## Exercise goal
Scan the lines and state how many carry "styles". Leave out everything but the number.

## Data segment
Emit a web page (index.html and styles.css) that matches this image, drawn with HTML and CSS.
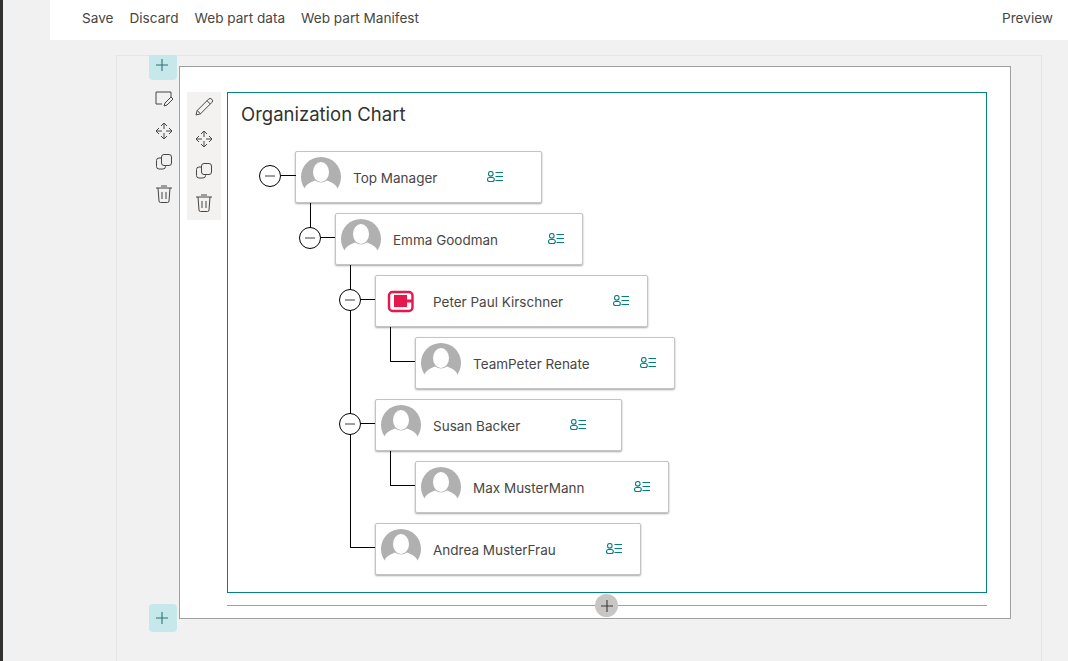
FILE: index.html
```html
<!DOCTYPE html>
<html lang="en">
<head>
<meta charset="UTF-8">
<title>Organization Chart</title>
<link rel="stylesheet" href="styles.css">
</head>
<body>
<svg class="defs" width="0" height="0">
    <symbol id="i-plus" viewBox="0 0 16 16"><path d="M8 2v12M2 8h12"/></symbol>
    <symbol id="i-sketch" viewBox="0 0 20 20"><path d="M8 15H2V3h15v5"/><path d="M10 17l1-3 6-6 2 2-6 6z"/></symbol>
    <symbol id="i-pencil" viewBox="0 0 20 20"><path d="M2 18l1.200-4.500L14.500 2.200a1.800 1.800 0 0 1 3.300 3.300L6.500 16.800z"/><path d="M3.200 13.500l3.300 3.300M13 3.700l3.300 3.300"/></symbol>
    <symbol id="i-move" viewBox="0 0 20 20"><path d="M7 5l3-3 3 3M7 15l3 3 3-3M5 7l-3 3 3 3M15 7l3 3-3 3"/><path d="M10 2v6M10 12v6M2 10h6M12 10h6"/></symbol>
    <symbol id="i-copy" viewBox="0 0 20 20"><rect x="7.500" y="2.500" width="10" height="11" rx="2.500"/><path d="M7 6H5a2.500 2.500 0 0 0-2.500 2.500v6A2.500 2.500 0 0 0 5 17h4a2.500 2.500 0 0 0 2.500-2.500V14"/></symbol>
    <symbol id="i-trash" viewBox="0 0 20 20"><path d="M2 4h16M4 4l1 13a1.500 1.500 0 0 0 1.500 1.500h7A1.500 1.500 0 0 0 15 17l1-13M7 2h6"/><path d="M8 8v7M12 8v7"/></symbol>
    <symbol id="i-avatar" viewBox="0 0 40 40"><circle cx="20" cy="20" r="20" fill="#b0b0b0"/><path d="M3 33c1-6 8-8 11-9.500 4 2.500 8 2.500 12 0 3 1.500 10 3.500 11 9.500l3 7H0z" fill="#fff"/><ellipse cx="20" cy="15" rx="8" ry="10" fill="#fff"/></symbol>
    <symbol id="i-team" viewBox="0 0 16 12"><circle cx="3.800" cy="2.800" r="2.300"/><rect x=".5" y="6.500" width="6.800" height="4" rx="2"/><path d="M8.500 1.500H16M8.500 5.500H16M8.500 9.500H16"/></symbol>
</svg>

<div class="rail"></div>
<div class="main">
    <div class="topbar">
        <div class="topbar-left">
            <span>Save</span>
            <span>Discard</span>
            <span>Web part data</span>
            <span>Web part Manifest</span>
        </div>
        <span>Preview</span>
    </div>

    <div class="canvas">
        <div class="section">
            <div class="add-btn add-top"><svg class="icon-plus"><use href="#i-plus"/></svg></div>
            <div class="tools tools-section">
                <svg class="tool"><use href="#i-sketch"/></svg>
                <svg class="tool"><use href="#i-move"/></svg>
                <svg class="tool"><use href="#i-copy"/></svg>
                <svg class="tool"><use href="#i-trash"/></svg>
            </div>
            <div class="tools tools-part">
                <svg class="tool"><use href="#i-pencil"/></svg>
                <svg class="tool"><use href="#i-move"/></svg>
                <svg class="tool"><use href="#i-copy"/></svg>
                <svg class="tool"><use href="#i-trash"/></svg>
            </div>

            <div class="webpart">
                <h2 class="title">Organization Chart</h2>
                <ul class="tree">
                    <li>
                        <div class="card">
                            <span class="toggle"></span>
                            <svg class="avatar"><use href="#i-avatar"/></svg>
                            <span class="name">Top Manager</span>
                            <svg class="team"><use href="#i-team"/></svg>
                        </div>
                        <ul>
                            <li>
                                <div class="card">
                                    <span class="toggle"></span>
                                    <svg class="avatar"><use href="#i-avatar"/></svg>
                                    <span class="name">Emma Goodman</span>
                                    <svg class="team"><use href="#i-team"/></svg>
                                </div>
                                <ul>
                                    <li>
                                        <div class="card">
                                            <span class="toggle"></span>
                                            <svg class="avatar" viewBox="0 0 40 40">
                                                <rect x="8" y="11" width="23.500" height="19" rx="3.500" fill="#fff" stroke="#e8174b" stroke-width="2.400"/>
                                                <path d="M13 14h13v4.500h6v3h-6V26H13z" fill="#e8174b"/>
                                            </svg>
                                            <span class="name">Peter Paul Kirschner</span>
                                            <svg class="team"><use href="#i-team"/></svg>
                                        </div>
                                        <ul>
                                            <li>
                                                <div class="card">
                                                    <svg class="avatar"><use href="#i-avatar"/></svg>
                                                    <span class="name">TeamPeter Renate</span>
                                                    <svg class="team"><use href="#i-team"/></svg>
                                                </div>
                                            </li>
                                        </ul>
                                    </li>
                                    <li>
                                        <div class="card">
                                            <span class="toggle"></span>
                                            <svg class="avatar"><use href="#i-avatar"/></svg>
                                            <span class="name">Susan Backer</span>
                                            <svg class="team"><use href="#i-team"/></svg>
                                        </div>
                                        <ul>
                                            <li>
                                                <div class="card">
                                                    <svg class="avatar"><use href="#i-avatar"/></svg>
                                                    <span class="name">Max MusterMann</span>
                                                    <svg class="team"><use href="#i-team"/></svg>
                                                </div>
                                            </li>
                                        </ul>
                                    </li>
                                    <li>
                                        <div class="card">
                                            <svg class="avatar"><use href="#i-avatar"/></svg>
                                            <span class="name">Andrea MusterFrau</span>
                                            <svg class="team"><use href="#i-team"/></svg>
                                        </div>
                                    </li>
                                </ul>
                            </li>
                        </ul>
                    </li>
                </ul>
            </div>

            <div class="divider">
                <span class="divider-btn"><svg class="icon-plus"><use href="#i-plus"/></svg></span>
            </div>
            <div class="add-btn add-bottom"><svg class="icon-plus"><use href="#i-plus"/></svg></div>
        </div>
    </div>
</div>
</body>
</html>
```

FILE: styles.css
```css
html, body {
    height: 100%;
}
body {
    margin: 0;
    display: flex;
    overflow: hidden;
    background-color: #f1f1f1;
    color: #323130;
    font-family: 'Inter', 'Liberation Sans', sans-serif;
    font-size: 13.600px;
}
.defs {
    position: absolute;
}
.rail {
    width: 3px;
    background-color: #323130;
}
.main {
    flex: 1;
    min-width: 0;
    padding-left: 47px;
}

/* top command bar */
.topbar {
    box-sizing: border-box;
    height: 40px;
    padding: 0 15px 4px 32px;
    background-color: #fff;
    display: flex;
    align-items: center;
    justify-content: space-between;
    color: #484644;
}
.topbar-left {
    display: flex;
    gap: 16px;
}

/* page canvas */
.canvas {
    height: 606px;
    margin: 15px 26px 0 66px;
    border: 1px solid #e5e5e5;
    border-bottom: none;
}
.section {
    position: relative;
    box-sizing: border-box;
    width: 832px;
    height: 553px;
    margin: 10px 0 0 62px;
    padding: 25px 23px 0 47px;
    background-color: #fff;
    border: 1px solid #a0a0a0;
}
.add-btn {
    position: absolute;
    left: -31px;
    width: 28px;
    box-sizing: border-box;
    padding-right: 2px;
    display: flex;
    align-items: center;
    justify-content: center;
    background-color: #c7e8ea;
}
.add-top {
    top: -12px;
    height: 25px;
    padding-bottom: 5px;
    border-radius: 0 0 4px 4px;
}
.add-bottom {
    top: 537px;
    height: 28px;
    padding-bottom: 1px;
    border-radius: 4px;
}
.icon-plus {
    width: 16px;
    height: 16px;
    fill: none;
    stroke: #2b7377;
    stroke-width: 1.100;
}
.tools {
    position: absolute;
    display: flex;
    flex-direction: column;
    align-items: center;
    gap: 12px;
}
.tools-section {
    left: -26px;
    top: 22px;
    gap: 11.600px;
}
.tools-part {
    left: 7px;
    top: 25px;
    width: 34px;
    height: 128px;
    box-sizing: border-box;
    padding-top: 5px;
    background-color: #f3f2f1;
}
.tool {
    width: 20px;
    height: 20px;
    fill: none;
    stroke: #484644;
    stroke-width: 1;
}

/* web part */
.webpart {
    box-sizing: border-box;
    height: 501px;
    padding: 10px 13px 0;
    border: 1px solid #038387;
}
.title {
    margin: 0 0 26px;
    font-size: 18.500px;
    font-weight: 400;
    line-height: 22px;
}
.tree, .tree ul {
    list-style: none;
    margin: 0;
    padding: 0;
}
.tree {
    padding-left: 54px;
}
.tree ul {
    padding-left: 40px;
}
.tree li {
    position: relative;
    padding-top: 10px;
}
.tree > li {
    padding-top: 0;
}

/* connector lines */
.tree ul li::before {
    content: "";
    position: absolute;
    left: -25px;
    top: 0;
    height: 34px;
    border-left: 1px solid #000;
}
.tree ul li:not(:last-child)::before {
    height: 100%;
}
.tree ul li::after {
    content: "";
    position: absolute;
    left: -25px;
    top: 34px;
    width: 25px;
    border-top: 1px solid #000;
}
.card {
    position: relative;
    box-sizing: border-box;
    width: fit-content;
    min-width: 247px;
    height: 52px;
    padding: 0 18px 0 5px;
    display: flex;
    align-items: center;
    background-color: #fff;
    border: 1px solid #c4c4c4;
    border-radius: 2px;
    box-shadow: 0 1px 2px rgba(0, 0, 0, 0.35);
}
.toggle {
    position: absolute;
    left: -37px;
    top: 13px;
    z-index: 1;
    box-sizing: border-box;
    width: 22px;
    height: 22px;
    border: 1px solid #000;
    border-radius: 50%;
    background-color: #fff;
}
.toggle::before {
    content: "";
    position: absolute;
    left: 5px;
    top: 9px;
    width: 10px;
    height: 2px;
    background-color: #a19f9d;
}
.tree > li > .card::before {
    content: "";
    position: absolute;
    left: -15px;
    top: 23px;
    width: 15px;
    border-top: 1px solid #000;
}
.avatar {
    flex: none;
    width: 40px;
    height: 40px;
}
.name {
    margin-left: 12px;
    font-size: 13.500px;
    color: #484644;
    line-height: 20px;
    position: relative;
    top: 1px;
}
.team {
    flex: none;
    width: 16px;
    height: 12px;
    margin-left: 50px;
    fill: none;
    stroke: #037f80;
    stroke-width: 1.100;
}

/* add bar under the web part */
.divider {
    position: relative;
    margin-top: 12px;
    width: 760px;
    border-top: 1px solid #a0a0a0;
}
.divider-btn {
    position: absolute;
    left: 368px;
    top: -12px;
    width: 23px;
    height: 23px;
    border-radius: 50%;
    background-color: #c8c6c4;
    display: flex;
    align-items: center;
    justify-content: center;
}
.divider-btn .icon-plus {
    stroke: #3b3a39;
}
```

## Output for this task
3